When he finished reading the inquiry drafted by the apostolic envoy he himself had sent to Honduras last May, Pope Francis’ hands went up to his skullcap. He had just found out that his friend and main councilor — powerful cardinal Oscar Maradiaga, a staunch supporter of a poor and pauperist Church and coordinator of the Council of Cardinals after he appointed him in 2013 — had received over the years from the Catholic University of Tegucigalpa around 41,600 US dollars a month, with an additional 64,200 dollars bonus in December. Bergoglio had yet to learn that several witnesses, both ecclesiastical and secular, were accusing Maradiaga of investments in some companies in London topping a 1,2 million dollars that later vanished into thin air, or that the Court of Auditors of the small Central American nation was investigating a flow of large sums of money from the Honduran government to the Foundation for Education and Social Communication and to the Suyapa Foundation, both foundations of the local Church and therefore depending on Maradiaga himself.

“The Pope is sad and saddened, but also very determined at discovering the truth,” people of his entourage at Santa Marta, his residency, explain. He wants to know every item of the investigation Argentine bishop Jorge Pedro Casaretto conducted in Honduras, on top, of course, of the final destination of the jaw-dropping sums of money obtained by the cardinal. Just in one year, 2015, as shown in an internal university report L’Espresso obtained, the cardinal received almost 600,000 dollars, a sum that according to some sources he collected for a decade in his capacity as “Grand Chancellor” of the university. However, some other rather unpleasant items account for the rest of the sums he received according to Bishop Casaretto’s report. The pope’s trustworthy person put down on paper the serious accusations many witnesses brought forward (the audits totaled around fifty witnesses and included administrative staff of the diocese and of the university, priests, seminarians and the cardinal’s driver and secretary) also against the Auxiliary Bishop of Tegucigalpa, Juan José Pineda, among the most loyal in Maradiaga’s inner circle and de facto his deputy in Central America.

[…]

The accusations are many: “Some expenses go to close friends of Pineda, like a Mexican who calls himself ‘Father Erick’, but who never took his vows,” said a missionary. “The real name of the man is Erick Cravioto Fajardo. He lived for years in an apartment adjacent to that of the cardinal at Villa Iris. Pineda, who lived with him under the same roof, recently bought him a downtown apartment and a car. The money, we fear, came from university funds or from the diocese. We denounced this close and unseemly relationship also to the Vatican. The pope knows everything”.

[…]

There’s more.  Read it there.

Just to set this interesting development in context.
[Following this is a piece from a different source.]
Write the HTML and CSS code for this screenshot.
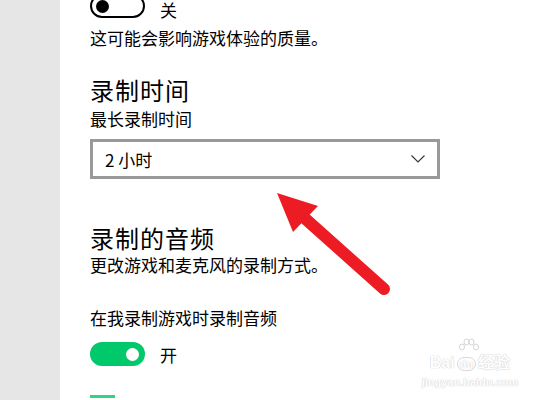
FILE: index.html
```html
<!DOCTYPE html>
<html lang="zh-CN">
<head>
  <meta charset="UTF-8">
  <title>录制设置</title>
  <link rel="stylesheet" href="styles.css">
</head>
<body>

  <div class="page">
    <div class="sidebar"></div>

    <div class="content">
      <div class="toggle-row first">
        <div class="toggle off"><span class="knob"></span></div>
        <span class="toggle-label">关</span>
      </div>
      <p class="desc">这可能会影响游戏体验的质量。</p>

      <h2 class="section-title">录制时间</h2>
      <p class="sub-label">最长录制时间</p>
      <div class="select">
        <span>2 小时</span>
        <svg class="chevron" width="14" height="8" viewBox="0 0 14 8">
          <polyline points="0.5,0.5 7,7 13.5,0.5" fill="none" stroke="#333" stroke-width="1.1"/>
        </svg>
      </div>

      <h2 class="section-title audio">录制的音频</h2>
      <p class="desc tight">更改游戏和麦克风的录制方式。</p>

      <p class="field-label">在我录制游戏时录制音频</p>
      <div class="toggle-row">
        <div class="toggle on"><span class="knob"></span></div>
        <span class="toggle-label">开</span>
      </div>
      <div class="next-bar"></div>
    </div>
  </div>

  <!-- 红色箭头 -->
  <svg class="arrow" width="550" height="400" viewBox="0 0 550 400">
    <line x1="384" y1="289" x2="300" y2="214" stroke="#ed1c24" stroke-width="12" stroke-linecap="round"/>
    <polygon points="277,193 318,206 293,232" fill="#ed1c24"/>
  </svg>

  <div class="watermark">
    <svg class="wm-paw" width="22" height="18" viewBox="0 0 22 18">
      <g fill="#fff" stroke="#d0d0d0" stroke-width="1">
        <ellipse cx="4" cy="9" rx="2.5" ry="3"/>
        <ellipse cx="8.5" cy="4" rx="2.5" ry="3"/>
        <ellipse cx="13.5" cy="4" rx="2.5" ry="3"/>
        <ellipse cx="18" cy="9" rx="2.5" ry="3"/>
      </g>
    </svg>
    <div class="wm-top">Bai<span class="wm-du">du</span>经验</div>
    <div class="wm-url">jingyan.baidu.com</div>
  </div>

</body>
</html>
```

FILE: styles.css
```css
body {
  margin: 0;
  font-family: "Noto Sans CJK SC", "Noto Sans", sans-serif;
  color: #000;
  background: #fff;
  overflow: hidden;
}
.page {
  display: flex;
  width: 550px;
  height: 400px;
  overflow: hidden;
}
.sidebar {
  width: 60px;
  flex-shrink: 0;
  background: #e6e6e6;
}
.content {
  flex: 1;
  padding-left: 30px;
}
p {
  margin: 0;
}
.toggle-row {
  display: flex;
  align-items: center;
  height: 24px;
}
.toggle-row.first {
  margin-top: -6px;
}
.toggle-row.first .toggle-label {
  line-height: 17px;
  margin-top: 6px;
}
.toggle {
  box-sizing: border-box;
  width: 55px;
  height: 24px;
  border-radius: 12px;
  display: flex;
  align-items: center;
}
.toggle.off {
  border: 2px solid #000;
  padding-left: 4px;
}
.toggle.off .knob {
  width: 13px;
  height: 13px;
  border-radius: 50%;
  background: #000;
}
.toggle.on {
  background: #00c96b;
  justify-content: flex-end;
  padding-right: 6px;
}
.toggle.on .knob {
  width: 13px;
  height: 13px;
  border-radius: 50%;
  background: #fff;
}
.toggle-label {
  margin-left: 15px;
  font-size: 17px;
}
.desc {
  font-size: 17px;
  line-height: 22px;
  margin-top: 9px;
}
.desc.tight {
  margin-top: 0;
}
.section-title {
  font-weight: normal;
  font-size: 24px;
  letter-spacing: 1px;
  line-height: 32px;
  margin: 25px 0 0;
}
.section-title.audio {
  margin-top: 43px;
}
.sub-label {
  font-size: 17px;
  line-height: 22px;
  margin-top: 2px;
}
.select {
  box-sizing: border-box;
  width: 350px;
  height: 40px;
  margin-top: 9px;
  border: 3px solid #999;
  display: flex;
  align-items: center;
  justify-content: space-between;
  padding: 0 12px 0 12px;
  font-size: 17px;
}
.field-label {
  font-size: 17px;
  line-height: 22px;
  margin-top: 31px;
}
.toggle-row + .next-bar {
  margin-top: 29px;
}
.field-label + .toggle-row {
  margin-top: 13px;
}
.next-bar {
  width: 25px;
  height: 3px;
  background: #2fd584;
}
.arrow {
  position: absolute;
  left: 0;
  top: 0;
  pointer-events: none;
}
.watermark {
  position: absolute;
  left: 418px;
  top: 340px;
  width: 104px;
  text-align: center;
  font-family: "Liberation Sans", sans-serif;
  color: #fff;
  text-shadow: 0 0 1px #c8c8c8, 0 0 1px #c8c8c8;
  opacity: 0.9;
}
.wm-paw {
  position: absolute;
  left: 40px;
  top: -2px;
}
.wm-top {
  margin-top: 12px;
  font-size: 16px;
  font-weight: bold;
  line-height: 22px;
  white-space: nowrap;
}
.wm-du {
  font-size: 11px;
  border: 1px solid #d4d4d4;
  border-radius: 7px;
  padding: 0 2px;
  margin: 0 2px;
}
.wm-url {
  font-size: 11px;
  font-weight: bold;
  line-height: 14px;
}
```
Three years ago, the Wile E. Coyote of the catholic Left, Michael Sean Winters, organized in 20914 a conference in order – essentially – to attack his enemies, such as Acton Institute.  He called in Richard Trumka, Archbp. Cupich, and Card. Rodriguez Maradiaga of Honduras.
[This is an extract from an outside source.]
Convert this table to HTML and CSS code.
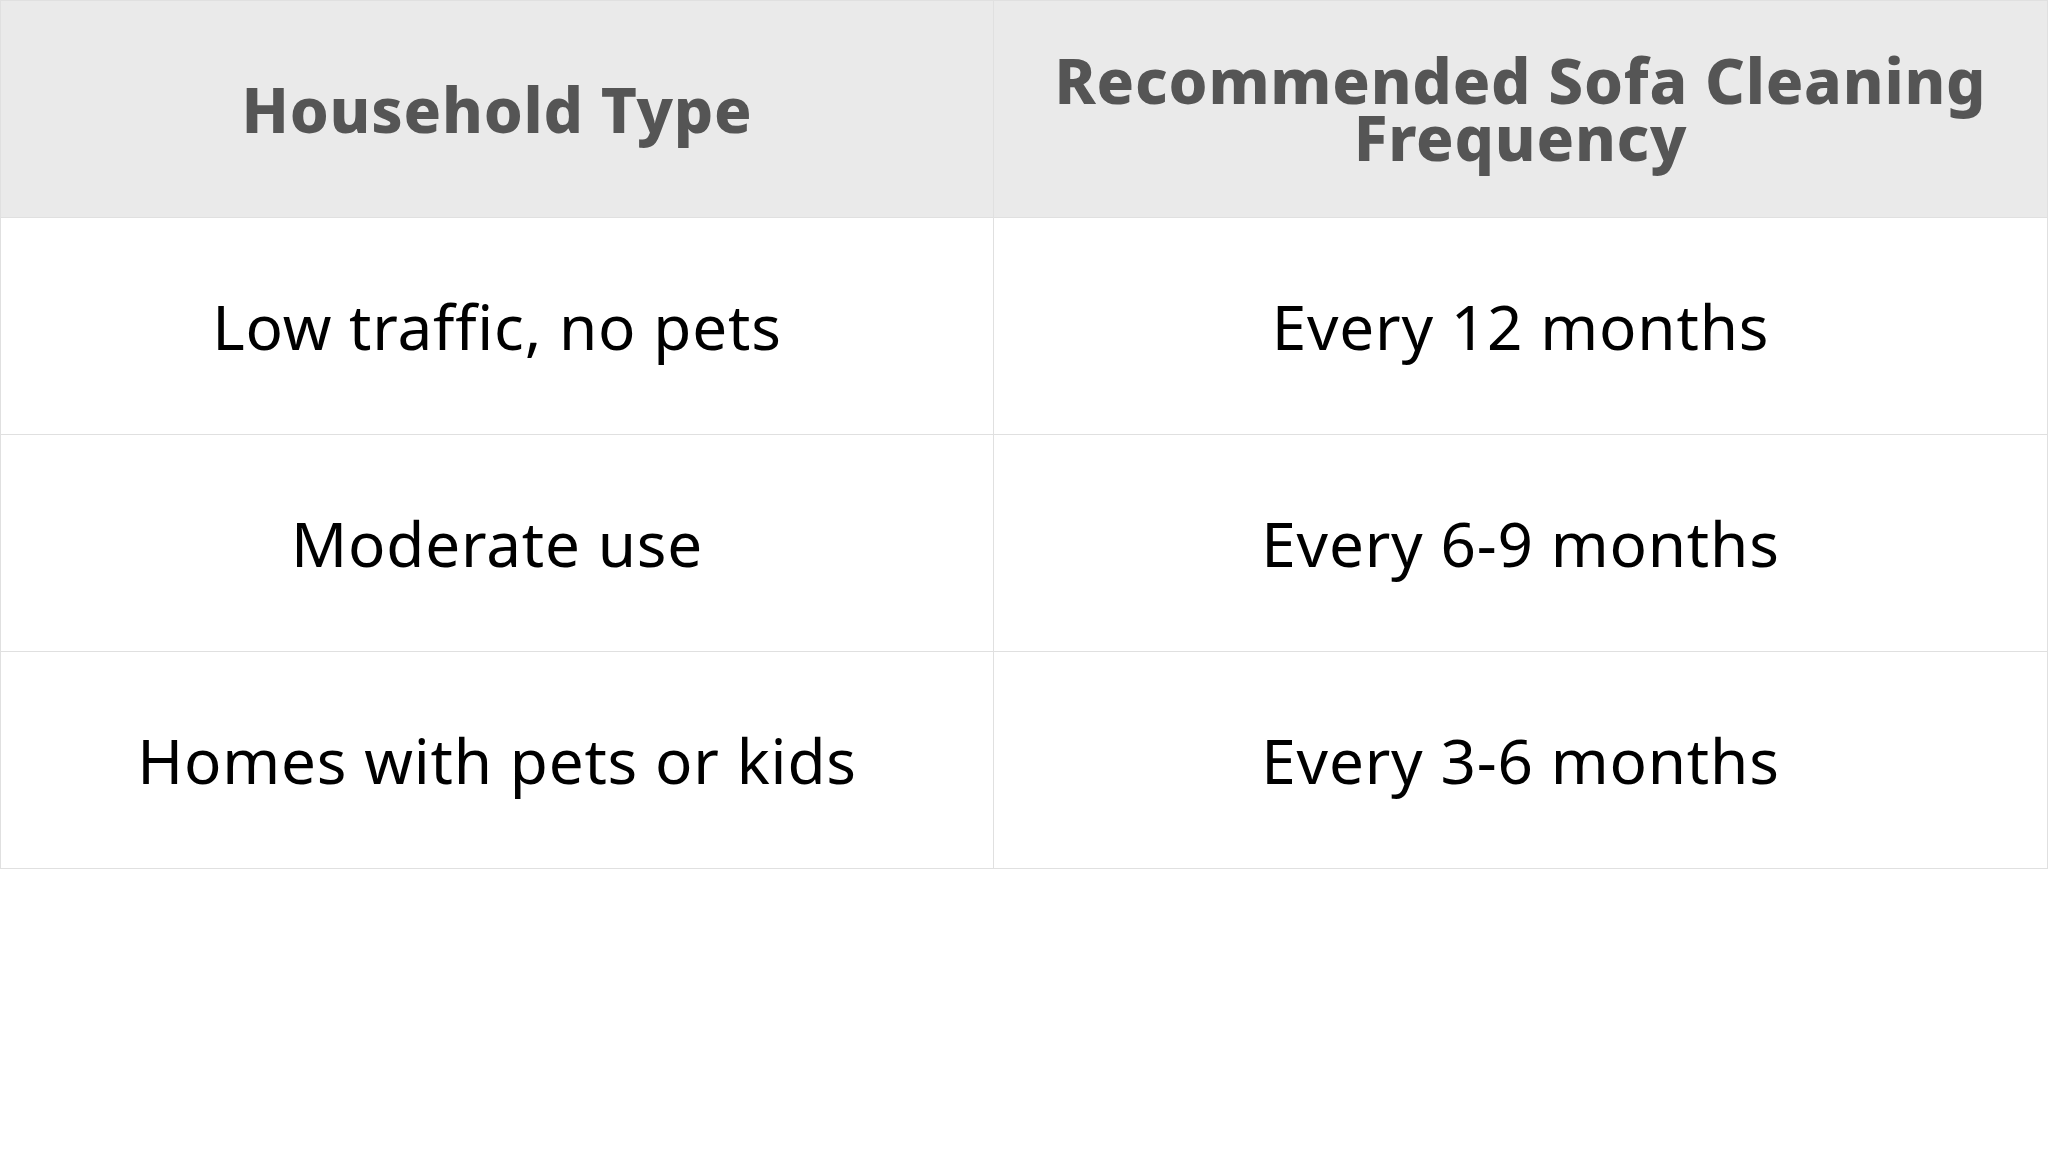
FILE: index.html
```html
<!DOCTYPE html>
<html lang="en">
<head>
<meta charset="utf-8">
<title>Sofa Cleaning Frequency</title>
<link rel="stylesheet" href="styles.css">
</head>
<body>
<table class="freq-table">
  <colgroup>
    <col class="col-type">
    <col class="col-freq">
  </colgroup>
  <thead>
    <tr>
      <th>Household Type</th>
      <th>Recommended Sofa Cleaning Frequency</th>
    </tr>
  </thead>
  <tbody>
    <tr>
      <td>Low traffic, no pets</td>
      <td>Every 12 months</td>
    </tr>
    <tr>
      <td>Moderate use</td>
      <td>Every 6-9 months</td>
    </tr>
    <tr>
      <td>Homes with pets or kids</td>
      <td>Every 3-6 months</td>
    </tr>
  </tbody>
</table>
</body>
</html>
```
FILE: styles.css
```css
html, body {
  margin: 0;
  padding: 0;
  background: #ffffff;
}

body {
  font-family: "Noto Sans", "Open Sans", sans-serif;
}

.freq-table {
  width: 2048px;
  border-collapse: collapse;
  table-layout: fixed;
}

.col-type {
  width: 993px;
}

.freq-table th,
.freq-table td {
  border: 1px solid #e0e0e0;
  text-align: center;
  vertical-align: middle;
  height: 217px;
  padding: 0 50px;
  box-sizing: border-box;
}

.freq-table th {
  background: #eaeaea;
  color: #555555;
  font-weight: 800;
  font-size: 62px;
  line-height: 57px;
  letter-spacing: 0.8px;
}

.freq-table td {
  color: #000000;
  font-weight: 400;
  font-size: 62px;
  line-height: 70px;
  letter-spacing: 0.8px;
}
```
Card. Rodriguez Maradiaga gave the keynote and, I’m pretty sure at the Coyote’s urging, in early on his speech attacked the undersigned by name.   It was pretty amusing to be elevated so high by such an esteemed personage in the Church.  Also, all of about 40 people were at the conference, but the Fishwrap made it into a huge deal at the time.

At that conference Card. Rodriguez, as I mentioned, attacked me by name in the second paragraph:

And the following day he wrote: “Here comes Father Zuhlsdorf, who runs a popular conservative blog. ‘I wonder how many people are still listening to him seriously on this issue,’ opines Reverend Father. Not content to take a swipe at the Pope, he [meaning Fr. Z … me…] goes after a few cardinals, adding, ‘I suspect other people might have the same reaction that I have when hearing/reading this stuff. It comes across as naive, out of step with history.  Has any nation successfully dealt with poverty through redistribution? I don’t think so. Moreover, who would supervise this process of global redistribution? Angels? EU bureaucrats? The UN? Card. Rodriguez Maradiaga? Card. Kasper?’.”

I guess I was not too far off the mark to raise questions about how Card. Rodriguez Maradiaga might manage redistribution of wealth.

Now go back to the Espresso story and review the sums of money that he received and why and wonder where its all gone.

This, I also remind the readership, is the Cardinal who had such kind words for Card. Burke.  Remember that?  HERE

Perhaps over at Fishwrap, Winters will comment on the Cardinal.